Le recours aux sondages pour choisir un design a même atteint récemment le monde de la politique italienne. Quand Italia Viva s’est détaché du principal parti italien de centre-gauche, il a décidé d’utiliser un sondage en ligne pour choisir son logo, le public ayant trois options différentes.

Il s’agissait clairement d’une stratégie de communication soigneusement étudiée, conçue pour donner au nouveau parti une image inclusive. Cependant, elle a conduit à des chahuts dans deux domaines – le design et la politique – où les gens n’ont pas tendance à se retenir lorsqu’il s’agit de critiques. Les commentateurs se sont donc  moqués de la similitude du choix des couleurs dans la proposition retenue et le logo d’Instagram et de la ressemblance avec le logo d’un produit d’hygiène féminine.

Le logo de l’État du Colorado

Revenons aux États-Unis pour compléter notre collection d’histoires. Lorsque l’État du Colorado développait son image de marque, il a décidé de faire participer les citoyens sur les réseaux sociaux pour savoir ce qu’ils pensaient des différentes options possibles relatives au logo de l’État. Pas grand chose, en fin de compte.

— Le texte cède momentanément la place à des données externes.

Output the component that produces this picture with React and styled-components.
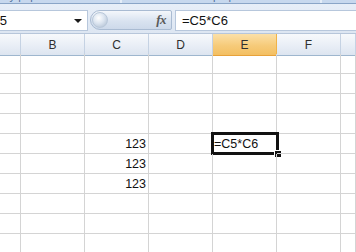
import React from "react";
import styled, { createGlobalStyle } from "styled-components";

const GlobalStyle = createGlobalStyle`
  body {
    margin: 0;
    background: #ffffff;
    font-family: "Liberation Sans", Arial, sans-serif;
    overflow: hidden;
  }
`;

const Window = styled.div`
  width: 356px;
  height: 252px;
  overflow: hidden;
  background: #ffffff;
  display: flex;
  flex-direction: column;
`;

const RibbonStrip = styled.div`
  height: 3px;
  display: flex;
  overflow: hidden;
  background: #c7d8ee;
  border-bottom: 1px solid #8aa5c7;
  flex-shrink: 0;
`;

const RibbonGroup = styled.div`
  width: ${(p) => p.$width}px;
  margin-left: ${(p) => p.$offset || 0}px;
  flex-shrink: 0;
  border-right: 2px solid #e4edf8;
  display: flex;
  justify-content: center;
  overflow: hidden;
`;

const GroupLabel = styled.span`
  font-size: 11px;
  line-height: 12px;
  margin-top: -10px;
  color: #4f6f99;
  white-space: nowrap;
`;

const FormulaBar = styled.div`
  height: 29px;
  display: flex;
  align-items: flex-start;
  padding-top: 6px;
  box-sizing: border-box;
  background: linear-gradient(#e7eef8, #dde6f2);
  flex-shrink: 0;
`;

const NameBox = styled.div`
  margin-left: -40px;
  width: 128px;
  height: 21px;
  box-sizing: border-box;
  background: #ffffff;
  border: 1px solid #b7c7dc;
  border-left: none;
  display: flex;
  align-items: center;
  justify-content: space-between;
  padding: 0 5px 0 31px;
  font-size: 13px;
  color: #111;
`;

const DropArrow = styled.span`
  width: 0;
  height: 0;
  border-left: 4px solid transparent;
  border-right: 4px solid transparent;
  border-top: 4px solid #1a1a1a;
  margin-top: 1px;
`;

const Pill = styled.div`
  margin-left: 2px;
  width: 82px;
  height: 20px;
  box-sizing: border-box;
  border: 1px solid #a9bbd2;
  border-radius: 10px 2px 2px 10px;
  background: linear-gradient(#f4f7fb, #d9e3f0 55%, #cdd9ea);
  display: flex;
  align-items: center;
  justify-content: space-between;
  padding: 0 5px 0 1px;
`;

const Knob = styled.span`
  width: 16px;
  height: 16px;
  border-radius: 50%;
  background: radial-gradient(circle at 40% 35%, #ffffff, #dce5f0 45%, #a9b9cd);
  border: 1px solid #b9c8da;
  box-sizing: border-box;
`;

const FxLabel = styled.span`
  font-family: "Liberation Serif", "Times New Roman", serif;
  font-style: italic;
  font-weight: bold;
  font-size: 13px;
  color: #5a5a5a;
  letter-spacing: -0.5px;
`;

const FormulaInput = styled.div`
  margin-left: 3px;
  flex: 1;
  height: 21px;
  box-sizing: border-box;
  background: #ffffff;
  border: 1px solid #b7c7dc;
  border-right: none;
  display: flex;
  align-items: center;
  padding-left: 6px;
  font-size: 13px;
  color: #111;
`;

const Sheet = styled.div`
  display: grid;
  grid-template-columns: 21px repeat(5, 64px) 1fr;
  grid-auto-rows: 20px;
  flex: 1;
  border-top: 1px solid #b7c6da;
`;

const HeaderCell = styled.div`
  height: 22px;
  box-sizing: border-box;
  border-right: 1px solid ${(p) => (p.$selected ? "#f0b348" : "#c5d2e3")};
  border-bottom: 1px solid ${(p) => (p.$selected ? "#e7a23a" : "#9eb6ce")};
  background: ${(p) =>
    p.$selected
      ? "linear-gradient(#fbe0a8, #f6cb7a 55%, #f3bf62)"
      : "linear-gradient(#f7f9fc, #e9eef6 55%, #dde5f0)"};
  display: flex;
  align-items: center;
  justify-content: center;
  font-size: 12px;
  color: #2f2f2f;
`;

const Cell = styled.div`
  position: relative;
  box-sizing: border-box;
  border-right: 1px solid #d4d4d4;
  border-bottom: 1px solid #d4d4d4;
  display: flex;
  align-items: flex-end;
  justify-content: ${(p) => (p.$align === "right" ? "flex-end" : "flex-start")};
  padding: 0 2px 2px 1px;
  font-size: 12.5px;
  color: #111;
  white-space: nowrap;
`;

const ActiveFrame = styled.span`
  position: absolute;
  left: -2px;
  top: -2px;
  right: -3px;
  bottom: -2px;
  border: 3px solid #111;
  box-sizing: border-box;
  pointer-events: none;
`;

const FillHandle = styled.span`
  position: absolute;
  right: -6px;
  bottom: -6px;
  width: 6px;
  height: 6px;
  background: #111;
  border: 1px solid #ffffff;
`;

const columns = ["A", "B", "C", "D", "E", "F", "G"];

const data = {
  5: { C: "123", E: "=C5*C6" },
  6: { C: "123" },
  7: { C: "123" },
};

const activeCell = { row: 5, col: "E" };

function App() {
  const rows = Array.from({ length: 10 }, (_, i) => i + 1);

  return (
    <Window>
      <GlobalStyle />
      <RibbonStrip>
        <RibbonGroup $width={160} $offset={-40}>
          <GroupLabel>Буфер обмена</GroupLabel>
        </RibbonGroup>
        <RibbonGroup $width={198}>
          <GroupLabel>Шрифт</GroupLabel>
        </RibbonGroup>
        <RibbonGroup $width={80} />
      </RibbonStrip>

      <FormulaBar>
        <NameBox>
          E5
          <DropArrow />
        </NameBox>
        <Pill>
          <Knob />
          <FxLabel>fx</FxLabel>
        </Pill>
        <FormulaInput>=C5*C6</FormulaInput>
      </FormulaBar>

      <Sheet>
        {columns.map((c) => (
          <HeaderCell key={c} $selected={c === activeCell.col}>
            {c === "A" || c === "G" ? "" : c}
          </HeaderCell>
        ))}
        {rows.map((r) =>
          columns.map((c) => {
            const value = data[r] && data[r][c];
            const isActive = r === activeCell.row && c === activeCell.col;
            const numeric = value && !isNaN(Number(value));
            return (
              <Cell key={`${c}${r}`} $align={numeric ? "right" : "left"}>
                {value}
                {isActive && (
                  <ActiveFrame>
                    <FillHandle />
                  </ActiveFrame>
                )}
              </Cell>
            );
          })
        )}
      </Sheet>
    </Window>
  );
}

export default App;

De nombreux citoyens se sont interrogés sur la nécessité de créer un logo, déclarant plutôt leur amour inconditionnel pour le drapeau de l’État du Colorado – même si l’image de marque de l’État se détache souvent de l’insigne traditionnel.

Finalement, le gouvernement a quand même choisi un autre logo – celui créé par Evan Hecox sur l’image ci-dessus.

Que peut-on apprendre de ces histoires ?

Amener le public à choisir un design est efficace si l’opération s’inscrit dans une stratégie de communication participative plus large. Toutefois, la décision tiendra inévitablement compte de plus que de simples considérations de conception graphique.

La contribution du public à la conception est certainement utile, mais elle doit être analysée avec soin, demandée en temps utile et orientée vers le public cible approprié. Ces idées et d’autres figurent dans  un article intéressant sur le sujet rédigé par le designer Jeff Jimerson.